In the military, I had a list of rules and regulations I had to follow. Otherwise, somebody died. At the railroad, it’s almost the same way but it’s half the thickness, which is awesome, but we carry that with us daily every time we go out on the job. Those rules, we were always told, were written in blood, and they’re written in blood for a reason, because somebody got hurt or they didn’t follow the guidelines that were set forth.
With the city, they still have rules and regulations they have to follow. They’re in writing. We have access to those. I went over there today, asked for some information, signed a form. I was given that information. It’s 25 cents a copy. Anybody can go do it, but you actually have to walk into that office and request it.
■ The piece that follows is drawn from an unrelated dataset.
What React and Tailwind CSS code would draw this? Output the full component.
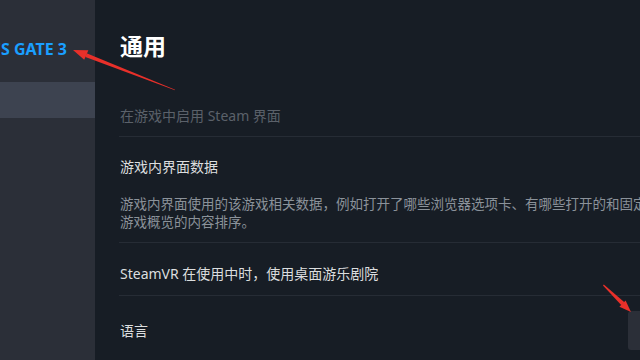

You have to request it and I’ve got a list of people that have requested forms over there, and they’ve given them to them.
Look at the big picture. I’m into giving second chances. I’m just kind of at a loss for words here. I think we need to take a look at the big picture and make the right decision.
Schmitt: As far as the forms go, I have a handful of forms listing requests for information and another handful of denials and a lot of them were part of trying to write grants. So yes, you can get information, but they will also tell you no.
Anderson: Here’s the list of mayor candidates that will be back on table of who actually went in there and asked for forms and who’s been in that office. Not everybody up here has been in that office.
Greenwood: I refuse to step foot in that office. So I’m going to leave it alone.